BACKGROUND OF THE INVENTION
Throughout the 20th century and so far in the 21st century, various methods and systems have been developed to send information from one point to another over long distances, generally using wired or wireless means, however, the need to make multiple simultaneous transmissions avoiding that the information of each of the transmissions gets mixed with or corrupted by the interaction with other signals, has led to the use of a base signal or carrier frequency that allows a first and basic differentiation between several signals traveling on the same medium the most basic and traditional are amplitude modulation (AM) and frequency modulation (FM), which have been followed by systems such as FSK, PPM, OOK, and others.
There is a fundamental law in communications theory that states that the frequency of the carrier or carrier signal must be at least twice the maximum frequency of the information signal or modulating signal; this establishes a theoretical barrier to the design of telecommunication systems and limits the amount of information per second or the system rate. To send more information in a certain frequency band, even combinations of amplitude modulation with frequency modulation have been used, however, this type of signal processing produces secondary harmonics that widen the required bandwidth.

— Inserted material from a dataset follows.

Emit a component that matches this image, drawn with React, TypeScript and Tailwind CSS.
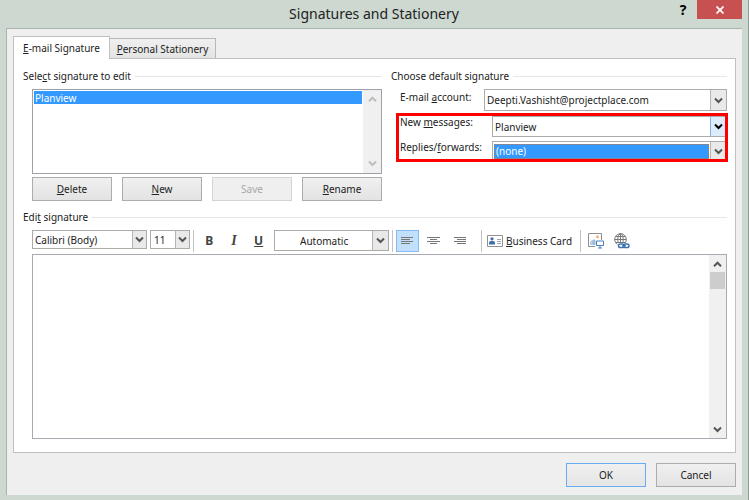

All traditional systems, such as those mentioned above, abide by the limiting two-to-one law mentioned above, obeying this basic law of telecommunications; our system proposes a modulation and demodulation alternative, which we have proven to bypass this fundamental law, making possible the transmission of much higher frequency signals using carriers of even half the frequency of the information.
BRIEF DESCRIPTION OF THE INVENTION
The system proposed by our design consists of a modulator and a demodulator that work based on an amplitude modulation but sending different information in the positive and negative part of the sine wave used as a carrier, by performing this type of modulation, our system can send information at a frequency“2f”, using a carrier with frequency “f”, at first glance, this is incompatible with the fundamental law of telecommunications that states that the carrier frequency must be at least twice the maximum modulation frequency, nonetheless, in this case, we are managing to transmit information four times faster than the rate established by the theory.
The system is especially useful for sending digital information serially using an AM band, and the transport medium can be either wired or wireless, likewise, this design avoids the generation of excessive harmonics, allowing its operation within a limited bandwidth, contrary to what usually happens with other systems such as the OOK, which generates numerous harmonics, and its apparent transmission is a signal with a very broad spectrum. The modulation and demodulation in our system allow a wide margin of safety against noise and the ease of identifying synchronization points.
The essential elements of our system are the modulator and demodulator, which can be connected to other traditional elements of telecommunication systems such as amplifiers, power units and antennas or interfaces for cable transmission, to integrate a complete bidirectional telecommunication system.
DESCRIPTION OF THE FIGURES
FIG. 1 shows a typical carrier signal and a typical modulating signal.
FIG. 2 shows a signal modulated by means of the system and the information it carries.
FIG. 3 shows the modulator circuit.
FIG. 4 shows a diagram of the telecommunication receiver.
FIG. 5 shows the demodulator circuit.
FIG. 6 shows a complete communication system, including the modulator and the demodulator.
FIG. 7 shows the diagram of the zero-centered circuit.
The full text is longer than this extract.